Stated problem: Look through the records that follow. Copy every line containing the word "Tailwind".

Information given:

____

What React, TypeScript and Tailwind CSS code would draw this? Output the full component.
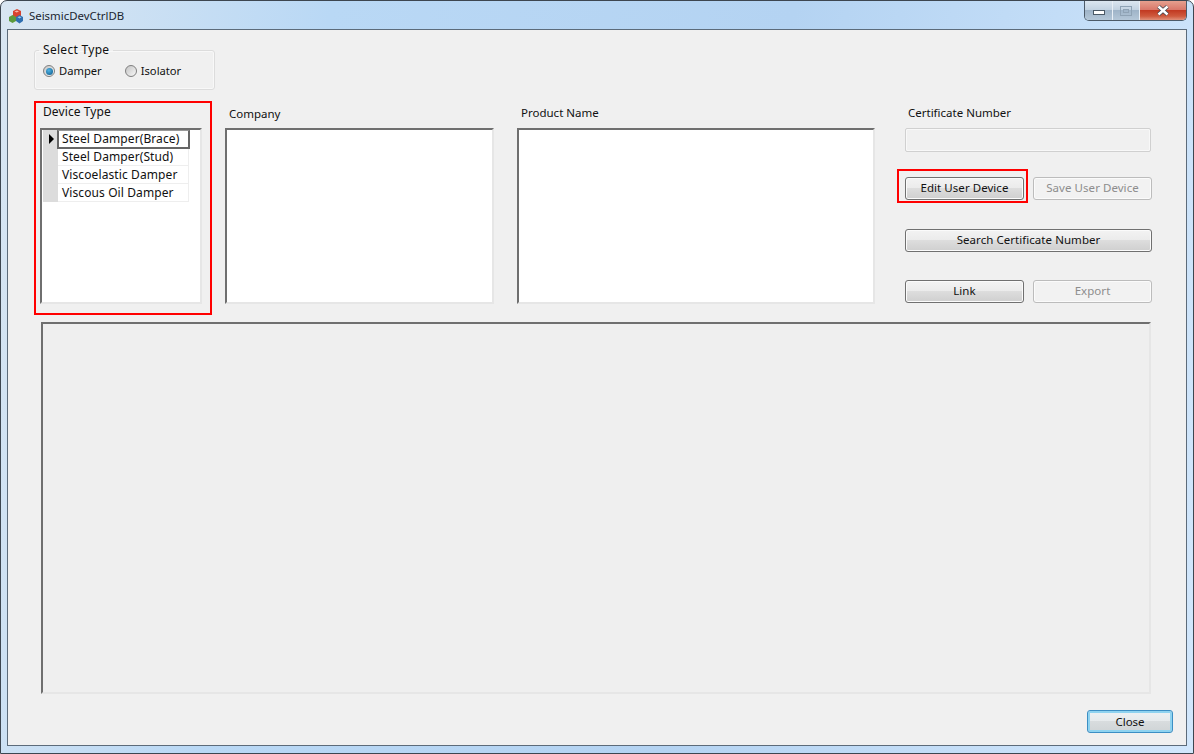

____

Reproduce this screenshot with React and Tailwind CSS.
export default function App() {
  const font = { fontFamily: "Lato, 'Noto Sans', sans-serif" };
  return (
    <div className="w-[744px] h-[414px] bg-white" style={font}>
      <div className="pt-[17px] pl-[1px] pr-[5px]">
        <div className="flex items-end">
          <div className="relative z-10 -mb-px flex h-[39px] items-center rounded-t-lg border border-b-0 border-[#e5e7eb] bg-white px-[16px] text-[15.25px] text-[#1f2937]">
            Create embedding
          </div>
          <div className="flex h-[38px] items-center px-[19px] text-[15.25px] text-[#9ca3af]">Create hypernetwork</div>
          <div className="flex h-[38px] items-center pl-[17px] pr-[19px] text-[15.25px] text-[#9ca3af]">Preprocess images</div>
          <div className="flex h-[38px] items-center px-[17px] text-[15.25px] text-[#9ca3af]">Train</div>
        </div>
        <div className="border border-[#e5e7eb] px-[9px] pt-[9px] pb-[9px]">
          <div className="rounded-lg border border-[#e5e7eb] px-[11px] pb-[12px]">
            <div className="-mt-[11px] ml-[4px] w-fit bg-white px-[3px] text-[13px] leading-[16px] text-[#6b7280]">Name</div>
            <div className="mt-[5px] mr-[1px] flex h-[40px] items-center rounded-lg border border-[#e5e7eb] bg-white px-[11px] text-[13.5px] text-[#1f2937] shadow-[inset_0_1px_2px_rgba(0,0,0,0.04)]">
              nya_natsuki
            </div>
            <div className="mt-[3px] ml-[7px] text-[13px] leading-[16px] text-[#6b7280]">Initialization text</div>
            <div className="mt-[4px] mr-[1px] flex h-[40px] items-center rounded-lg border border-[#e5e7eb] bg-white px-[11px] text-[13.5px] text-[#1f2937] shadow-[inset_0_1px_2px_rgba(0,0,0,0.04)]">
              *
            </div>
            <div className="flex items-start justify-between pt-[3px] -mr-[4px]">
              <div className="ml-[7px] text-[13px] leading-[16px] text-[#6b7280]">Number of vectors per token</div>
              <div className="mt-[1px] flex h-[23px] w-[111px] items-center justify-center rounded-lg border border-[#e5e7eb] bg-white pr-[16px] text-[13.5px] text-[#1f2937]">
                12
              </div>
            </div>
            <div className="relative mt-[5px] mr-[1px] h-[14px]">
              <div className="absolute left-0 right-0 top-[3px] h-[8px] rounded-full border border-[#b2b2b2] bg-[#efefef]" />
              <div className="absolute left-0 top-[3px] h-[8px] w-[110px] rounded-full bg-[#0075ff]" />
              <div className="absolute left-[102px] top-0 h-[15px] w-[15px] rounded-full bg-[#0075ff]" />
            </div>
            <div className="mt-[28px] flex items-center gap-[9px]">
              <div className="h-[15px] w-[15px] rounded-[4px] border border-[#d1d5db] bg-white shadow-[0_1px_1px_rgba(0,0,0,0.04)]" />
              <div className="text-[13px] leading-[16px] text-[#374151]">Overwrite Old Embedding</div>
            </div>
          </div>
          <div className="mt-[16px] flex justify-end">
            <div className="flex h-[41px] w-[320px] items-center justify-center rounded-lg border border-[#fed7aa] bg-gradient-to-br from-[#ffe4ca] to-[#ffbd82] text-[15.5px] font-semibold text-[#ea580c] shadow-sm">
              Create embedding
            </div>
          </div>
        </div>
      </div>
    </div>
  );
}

____

Result of the exercise:
What React, TypeScript and Tailwind CSS code would draw this? Output the full component.
Reproduce this screenshot with React and Tailwind CSS.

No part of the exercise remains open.